Begin
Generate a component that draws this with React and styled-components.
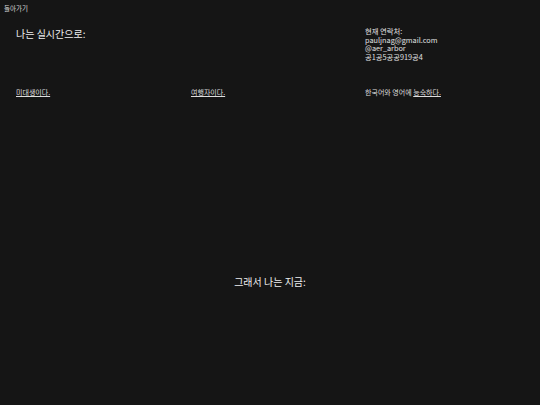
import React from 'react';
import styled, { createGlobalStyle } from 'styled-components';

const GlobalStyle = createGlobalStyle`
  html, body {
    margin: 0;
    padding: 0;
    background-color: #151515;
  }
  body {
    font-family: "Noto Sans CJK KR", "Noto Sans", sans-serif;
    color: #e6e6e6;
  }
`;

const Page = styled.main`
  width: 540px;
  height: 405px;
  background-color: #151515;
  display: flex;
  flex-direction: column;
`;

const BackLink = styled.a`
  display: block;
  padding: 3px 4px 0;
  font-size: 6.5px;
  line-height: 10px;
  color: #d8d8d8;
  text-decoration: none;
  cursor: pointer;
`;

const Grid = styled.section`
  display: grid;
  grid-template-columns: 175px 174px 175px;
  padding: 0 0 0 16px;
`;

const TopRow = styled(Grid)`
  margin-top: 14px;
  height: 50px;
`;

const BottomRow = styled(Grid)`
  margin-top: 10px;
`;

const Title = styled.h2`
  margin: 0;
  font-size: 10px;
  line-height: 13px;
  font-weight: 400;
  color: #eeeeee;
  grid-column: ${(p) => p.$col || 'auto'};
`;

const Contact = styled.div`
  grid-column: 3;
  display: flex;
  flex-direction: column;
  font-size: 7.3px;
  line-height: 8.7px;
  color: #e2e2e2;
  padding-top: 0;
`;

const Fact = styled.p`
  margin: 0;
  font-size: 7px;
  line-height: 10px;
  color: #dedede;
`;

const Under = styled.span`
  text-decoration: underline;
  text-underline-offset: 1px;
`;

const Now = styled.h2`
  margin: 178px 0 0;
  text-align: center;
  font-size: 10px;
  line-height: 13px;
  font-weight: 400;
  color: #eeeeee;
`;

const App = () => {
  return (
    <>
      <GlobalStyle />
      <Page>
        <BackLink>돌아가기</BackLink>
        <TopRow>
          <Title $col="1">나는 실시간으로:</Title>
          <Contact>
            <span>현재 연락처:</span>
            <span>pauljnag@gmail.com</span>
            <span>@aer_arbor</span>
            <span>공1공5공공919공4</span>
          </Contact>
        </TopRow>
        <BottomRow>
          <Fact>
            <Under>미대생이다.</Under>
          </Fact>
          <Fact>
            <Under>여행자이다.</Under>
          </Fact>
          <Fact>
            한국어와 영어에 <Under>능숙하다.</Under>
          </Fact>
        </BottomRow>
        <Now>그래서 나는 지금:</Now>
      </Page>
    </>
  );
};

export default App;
End
• **Work required**
All lines above with "React" in them should be returned.

• **Task result**
Generate a component that draws this with React and styled-components.
import React from 'react';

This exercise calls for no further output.